= Danot =

Danot (Amharic: ዳኖት; (Daanood) is one of the woredas in the Somali Region of Ethiopia, named after its major town, Danot. Part of the Werder Zone, Danot is bordered on the south by Werder, on the west by the Korahe Zone, on the northwest by the Degehabur Zone, on the north by Somaliland, on the east by Boh, and on the southeast by Galadi.

== Overview ==
Danot was important locally for its wells, which were used by the nomadic pastoralists with the advent of the dry season. However, the construction of private birkas (underground concrete water tanks) in adjacent woredas, a development which started in the 1950s and later on dramatically increased after the 1970s, offered a solution to the absence of permanent water, and reduced somewhat the importance of these wells. While this encouraged birka owners to further diversify traditional animal husbandry beyond camels and small ruminants into water-dependent cattle, this also increased livestock population in an overpopulated region, putting additional pressure on shrinking resource base.

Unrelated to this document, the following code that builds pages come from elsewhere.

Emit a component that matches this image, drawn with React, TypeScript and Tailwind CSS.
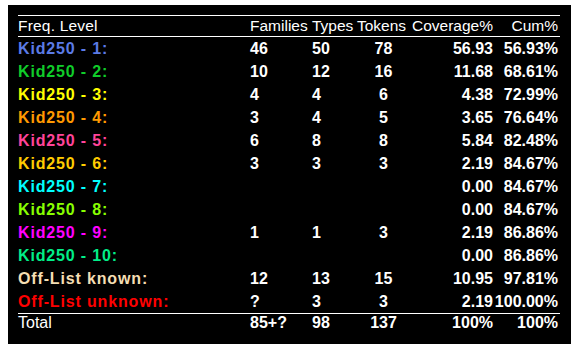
import React from "react";

type Row = {
  label: string;
  color: string;
  fam: string;
  types: string;
  tokens: string;
  cov: string;
  cum: string;
};

const rows: Row[] = [
  { label: "Kid250 - 1:", color: "text-[#5b7be6]", fam: "46", types: "50", tokens: "78", cov: "56.93", cum: "56.93%" },
  { label: "Kid250 - 2:", color: "text-[#10cc2a]", fam: "10", types: "12", tokens: "16", cov: "11.68", cum: "68.61%" },
  { label: "Kid250 - 3:", color: "text-[#ffff00]", fam: "4", types: "4", tokens: "6", cov: "4.38", cum: "72.99%" },
  { label: "Kid250 - 4:", color: "text-[#ff9900]", fam: "3", types: "4", tokens: "5", cov: "3.65", cum: "76.64%" },
  { label: "Kid250 - 5:", color: "text-[#ff4499]", fam: "6", types: "8", tokens: "8", cov: "5.84", cum: "82.48%" },
  { label: "Kid250 - 6:", color: "text-[#ffcc00]", fam: "3", types: "3", tokens: "3", cov: "2.19", cum: "84.67%" },
  { label: "Kid250 - 7:", color: "text-[#00ffff]", fam: "", types: "", tokens: "", cov: "0.00", cum: "84.67%" },
  { label: "Kid250 - 8:", color: "text-[#88ff00]", fam: "", types: "", tokens: "", cov: "0.00", cum: "84.67%" },
  { label: "Kid250 - 9:", color: "text-[#ff00ff]", fam: "1", types: "1", tokens: "3", cov: "2.19", cum: "86.86%" },
  { label: "Kid250 - 10:", color: "text-[#00ee88]", fam: "", types: "", tokens: "", cov: "0.00", cum: "86.86%" },
  { label: "Off-List known:", color: "text-[#f5deb3]", fam: "12", types: "13", tokens: "15", cov: "10.95", cum: "97.81%" },
  { label: "Off-List unknown:", color: "text-[#ff0000]", fam: "?", types: "3", tokens: "3", cov: "2.19", cum: "100.00%" },
];

export default function App() {
  return (
    <div className="w-[581px] h-[354px] bg-white pt-[5px] pl-[8px]">
      <div
        className="w-[563px] h-[339px] bg-black px-[10px] pt-[10px] text-white"
        style={{ fontFamily: '"Liberation Sans", Arial, sans-serif' }}
      >
        <div className="w-[542px] border-t border-white">
          <div className="flex h-[21px] items-start border-b border-white text-[15.5px] leading-[20px]">
            <div className="w-[232px] tracking-[0.2px]">Freq. Level</div>
            <div className="w-[62px]">Families</div>
            <div className="w-[45px]">Types</div>
            <div className="w-[53px]">Tokens</div>
            <div className="w-[83px] text-right">Coverage%</div>
            <div className="w-[65px] text-right">Cum%</div>
          </div>
          {rows.map((r) => (
            <div key={r.label} className="flex h-[23px] items-baseline font-bold text-[16px] leading-[23px]">
              <div className={`w-[232px] tracking-[0.85px] ${r.color}`}>{r.label}</div>
              <div className="w-[62px]">{r.fam}</div>
              <div className="w-[45px]">{r.types}</div>
              <div className="w-[53px] text-center">{r.tokens}</div>
              <div className="w-[83px] text-right">{r.cov}</div>
              <div className="w-[65px] text-right">{r.cum}</div>
            </div>
          ))}
          <div className="flex h-[20px] items-start border-t border-white text-[16px] leading-[17px]">
            <div className="w-[232px]">Total</div>
            <div className="w-[62px] font-bold">85+?</div>
            <div className="w-[45px] font-bold">98</div>
            <div className="w-[53px] text-center font-bold">137</div>
            <div className="w-[83px] text-right font-bold">100%</div>
            <div className="w-[65px] text-right font-bold">100%</div>
          </div>
        </div>
      </div>
    </div>
  );
}
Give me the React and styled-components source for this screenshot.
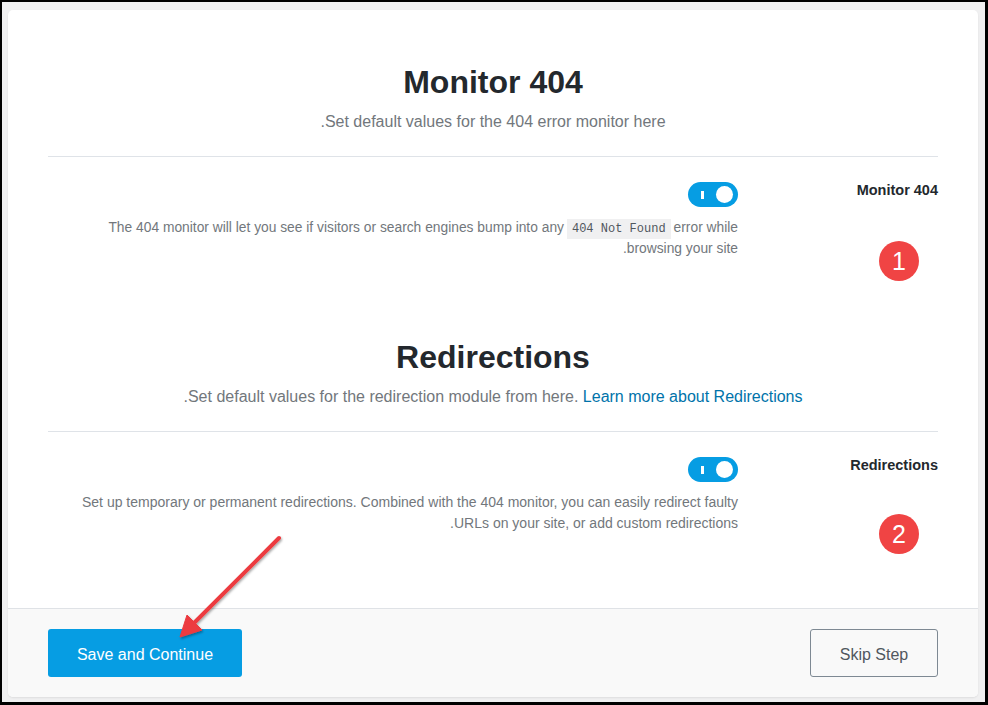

Danot is exclusively inhabited by the Ibrahim (sub-clan) of Ogaden, Reer Sheekh Abbayoonis of Geri Koombe, and Reer Cawl of the Muse Ismail and Reer Caynashe both being sub clans of the Habar Yoonis, which in the bushy grazing area, where there had been numerous conflicts over control of territory. This agreement between the 2 clans made Danot the border between them and that each could construct 16 birkas .

== Demographics ==
Based on the 2007 Census conducted by the Central Statistical Agency of Ethiopia (CSA), this woreda has a total population of 47,236, of whom 26,749 are men and 20,487 women. While 1,153 or 2.44% are urban inhabitants, a further 24,913 or 52.74% are pastoralists. 99.5% of the population said they were Muslim.

The 1997 national census reported a total population for this woreda of 39,951, of whom 22,166 were men and 17,785 were women; 668 or 1.67% of its population were urban dwellers. The largest ethnic group reported in Boh was the Somali 39,940 (99.98%).